DG: So coming into this job, Becerra has really made a name for himself, in part because of this big, huge Sutter case. But it sounds like what you’re saying is that at HHS, Becerra would really sort of infuse the entire department with this sort of more pro-competitive lens. But there’s not one big Sutter-like take down that’s going to come.
AS: I think that’s right, and that’s really the nature of the process of regulation is that we would expect to see a lot of incremental changes, adjustments, across a whole set of policies and maybe even think of innovative ways to bring competition to health care markets.

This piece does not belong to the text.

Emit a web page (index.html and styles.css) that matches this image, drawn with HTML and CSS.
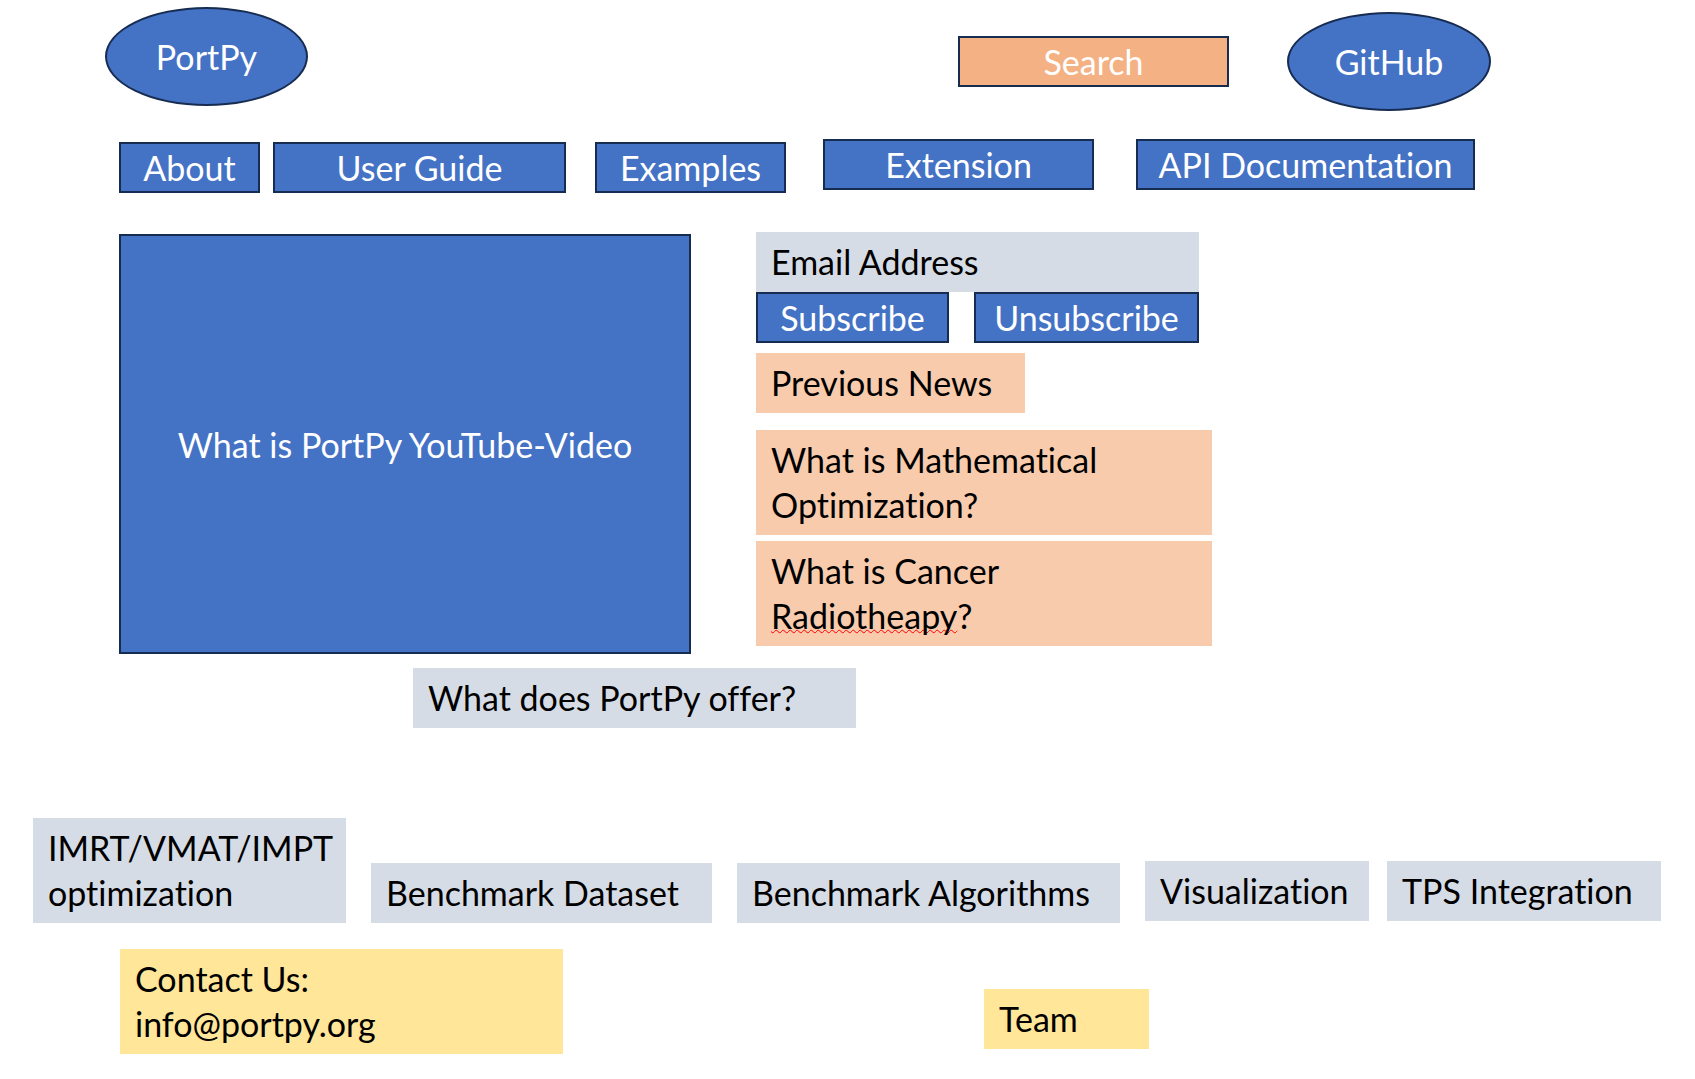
FILE: index.html
```
<!DOCTYPE html>
<html lang="en">
<head>
<meta charset="utf-8">
<meta name="viewport" content="width=device-width, initial-scale=1">
<title>PortPy</title>
<link rel="stylesheet" href="styles.css">
</head>
<body>
<header class="header">
  <a class="button oval logo" href="#home">PortPy</a>
  <input class="button search" type="text" placeholder="Search" aria-label="Search">
  <a class="button oval github" href="#github">GitHub</a>
</header>

<nav class="nav" aria-label="Main">
  <a class="button lowered about" href="#about">About</a>
  <a class="button lowered guide" href="#guide">User Guide</a>
  <a class="button lowered examples" href="#examples">Examples</a>
  <a class="button extension" href="#extension">Extension</a>
  <a class="button api" href="#api">API Documentation</a>
</nav>

<main>
  <section class="intro">
    <a class="button video" href="#video">What is PortPy YouTube-Video</a>
    <div class="side">
      <form class="subscribe">
        <input class="box email" type="email" placeholder="Email Address" aria-label="Email Address">
        <button class="button join" type="button">Subscribe</button>
        <button class="button leave" type="button">Unsubscribe</button>
      </form>
      <a class="box peach news" href="#news">Previous News</a>
      <a class="box peach topic" href="#optimization">What is Mathematical<br>Optimization?</a>
      <a class="box peach topic" href="#radiotherapy">What is Cancer<br><span class="misspelt">Radiotheapy</span>?</a>
    </div>
  </section>

  <section class="offer">
    <h2 class="box offer-title">What does PortPy offer?</h2>
  </section>

  <section class="features">
    <a class="box imrt" href="#imrt">IMRT/VMAT/IMPT<br>optimization</a>
    <a class="box dataset" href="#dataset">Benchmark Dataset</a>
    <a class="box algorithms" href="#algorithms">Benchmark Algorithms</a>
    <a class="box visualization" href="#visualization">Visualization</a>
    <a class="box tps" href="#tps">TPS Integration</a>
  </section>
</main>

<footer class="footer">
  <a class="box yellow contact" href="mailto:info@portpy.org">Contact Us:<br>info@portpy.org</a>
  <a class="box yellow team" href="#team">Team</a>
</footer>
</body>
</html>
```
FILE: styles.css
```
:root {
  --blue: #4472c4;
  --outline: #172c51;
  --grey: #d6dce5;
  --peach: #f8cbad;
  --orange: #f4b183;
  --yellow: #ffe699;
}

* {
  box-sizing: border-box;
}

body {
  margin: 0;
  padding: 7px 0 23px;
  background: #fff;
  color: #000;
  font: 34px/45px Lato, "Open Sans", sans-serif;
  font-variant-ligatures: none;
}

a {
  color: inherit;
  text-decoration: none;
}

/* Outlined, centred shapes */
.button {
  display: block;
  min-width: 0;
  margin: 0;
  padding: 1px 0;
  border: 2px solid var(--outline);
  border-radius: 0;
  background: var(--blue);
  color: #fff;
  font: inherit;
  font-variant-ligatures: none;
  text-align: center;
  white-space: nowrap;
}

/* Flat, left-aligned blocks */
.box {
  display: block;
  min-width: 0;
  margin: 0;
  padding: 7px 0 8px 15px;
  border: 0;
  background: var(--grey);
  color: #000;
  font: inherit;
  font-variant-ligatures: none;
  white-space: nowrap;
}

.peach { background: var(--peach); }
.yellow { background: var(--yellow); }

/* Header */
.header {
  display: grid;
  grid-template-columns: 105fr 203fr 650fr 271fr 58fr 204fr 204fr;
  align-items: start;
}

.oval {
  padding: 25px 0;
  border-radius: 50%;
}

.logo { grid-column: 2; }

.search {
  grid-column: 4;
  align-self: center;
  width: 100%;
  height: 51px;
  margin-top: 5px;
  background: var(--orange);
  appearance: none;
}

.github {
  grid-column: 6;
  margin-top: 5px;
}

::placeholder {
  color: inherit;
  opacity: 1;
}

/* Navigation */
.nav {
  display: grid;
  grid-template-columns: 119fr 141fr 13fr 293fr 29fr 191fr 37fr 271fr 42fr 339fr 220fr;
  align-items: start;
  margin-top: 28px;
}

.lowered { margin-top: 3px; }
.about { grid-column: 2; }
.guide { grid-column: 4; }
.examples { grid-column: 6; }
.extension { grid-column: 8; }
.api { grid-column: 10; }

/* Video and side column */
.intro {
  display: grid;
  grid-template-columns: 119fr 572fr 65fr 456fr 483fr;
  align-items: start;
  margin-top: 39px;
}

.video {
  grid-column: 2;
  display: grid;
  place-items: center;
  margin-top: 2px;
  aspect-ratio: 572 / 420;
}

.side {
  grid-column: 4;
  display: grid;
  gap: 6px;
}

.subscribe {
  display: grid;
  grid-template-columns: 193fr 25fr 225fr 13fr;
}

.email {
  grid-column: 1 / 4;
  width: 100%;
  height: 60px;
}

.join { grid-column: 1; }
.leave { grid-column: 3; }

.news {
  width: 59%;
  margin: 4px 0 11px;
}

.misspelt {
  text-decoration: underline wavy #f00 1px;
  text-decoration-skip-ink: none;
  text-underline-offset: 0;
}

/* Offer heading */
.offer {
  display: grid;
  grid-template-columns: 413fr 443fr 839fr;
  margin-top: 14px;
}

.offer-title { grid-column: 2; }

/* Features */
.features {
  display: grid;
  grid-template-columns: 33fr 313fr 25fr 341fr 25fr 383fr 25fr 224fr 18fr 274fr 34fr;
  align-items: end;
  margin-top: 90px;
}

.imrt { grid-column: 2; }
.dataset { grid-column: 4; }
.algorithms { grid-column: 6; }
.visualization { grid-column: 8; }
.tps { grid-column: 10; }

.visualization,
.tps {
  margin-bottom: 2px;
}

/* Footer */
.footer {
  display: grid;
  grid-template-columns: 120fr 443fr 421fr 165fr 546fr;
  align-items: end;
  margin-top: 26px;
}

.contact { grid-column: 2; }

.team {
  grid-column: 4;
  margin-bottom: 5px;
}
```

DG: And I got to ask one personal question here. Like as an economist who focuses on competition and thinks about antitrust issues as you do, do you and your colleagues around the country, are you guys sort of excited about Becerra, given his background in this area?
AS: Well, certainly I am excited about Becerra. I have heard some similar things from colleagues as well. You know, our whole system is a market-based system. And for a market-based system to work well, you need competition. And I think that Becerra would be a secretary of HHS who really understands that, could push for broader federal action and use the kind of direct tools of HHS to promote competition.
DG: Aditi, thank you for taking the time to talk with us on Tradeoffs.
AS: Thanks so much, Dan. It’s been a real pleasure.
DG: With Democrats in control of the Senate, Becerra is expected to be confirmed.
But that doesn’t mean he’ll start tackling consolidation on Day 1.
Lanhee Chen: If you look at the Biden health care plan, I think there is some mention of rising costs and consolidation as being a concern. But no, it’s not been one of the top issues that I’ve heard them concerned about.
DG: Lanhee Chen is a fellow at the conservative Hoover Institution and was a senior official at HHS during the George W. Bush administration.
Chen notes that we’ve heard a lot more from Team Biden about things like Obamacare, reproductive rights and, of course, the pandemic.
It’s these big issues, he says, that are likely to dominate Becerra’s early days as secretary and be a source of tension with Republicans like Arkansas Sen. Tom Cotton.
Sen. Tom Cotton: I woke up this morning with a message from a friend in California who said that Xavier Becerra is so far to the left, he makes Bernie Sanders look like a Tea Partier.
DG: Indiana Sen. Mike Braun also pointed out that Becerra took a lot of money from the health care industry when he was in Congress.
But Chen says Becerra could find some common ground if he makes a big push to improve competition.
LC: That’s something I think you would see some pretty good bipartisan support for because it is a concern that certainly those of us who are conservatives have, and I’d imagine a number of progressives share those same concerns as well.
DG: Tackling health care consolidation and promoting competition tend to take a back seat to increasing access in Democratic administrations.
It remains to be seen how far Xavier Becerra would advance that agenda.
But tapping someone with his background leaves people who are worried about the ever-increasing prices we all pay with a little hope.
I’m Dan Gorenstein, and this is Tradeoffs.